Impeachment process against Richard Nixon

The impeachment process against Richard Nixon began in the United States House of Representatives on October 30, 1973, following the series of high-level resignations and firings widely called the “Saturday Night Massacre” during the course of the Watergate scandal.

The House Committee on the Judiciary set up an impeachment inquiry staff and began investigations into possible impeachable offenses by Richard Nixon, the 37th president of the United States. The process was formally initiated on February 6, 1974, when the House granted the Judiciary Committee authority to investigate whether sufficient grounds existed to impeach Nixon of high crimes and misdemeanors under Article II, Section 4, of the United States Constitution. This investigation was undertaken one year after the United States Senate established the Select Committee on Presidential Campaign Activities to investigate the 1972 break-in at the Democratic National Committee headquarters at the Watergate office complex in Washington, D.C., and the Republican Nixon administration’s attempted cover-up of its involvement; during those hearings the scope of the scandal became apparent and the existence of the Nixon White House tapes was revealed.

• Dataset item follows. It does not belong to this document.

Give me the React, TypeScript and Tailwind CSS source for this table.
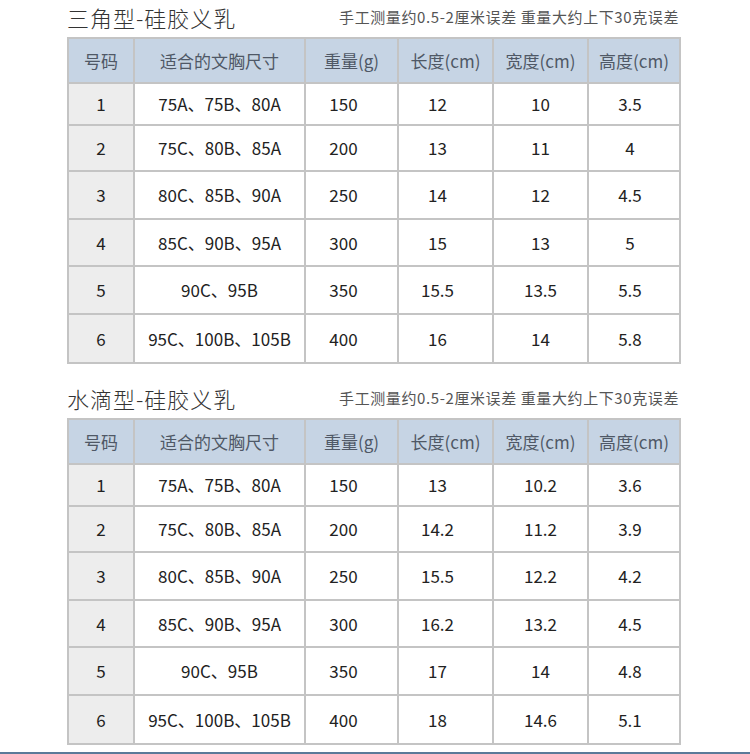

Following an April 1974 subpoena from the Judiciary Committee, edited transcripts of 42 taped White House conversations relevant to the Watergate cover-up were finally made public by Nixon. However, the committee pressed for the audio tapes themselves, and subsequently issued subpoenas for additional tapes, all of which Nixon had refused. That same month, Nixon also refused to comply with a subpoena from special prosecutor Leon Jaworski for 64 Watergate-related tapes. Ultimately, on July 24, 1974, the United States Supreme Court issued a unanimous decision against Nixon, which ordered him to comply.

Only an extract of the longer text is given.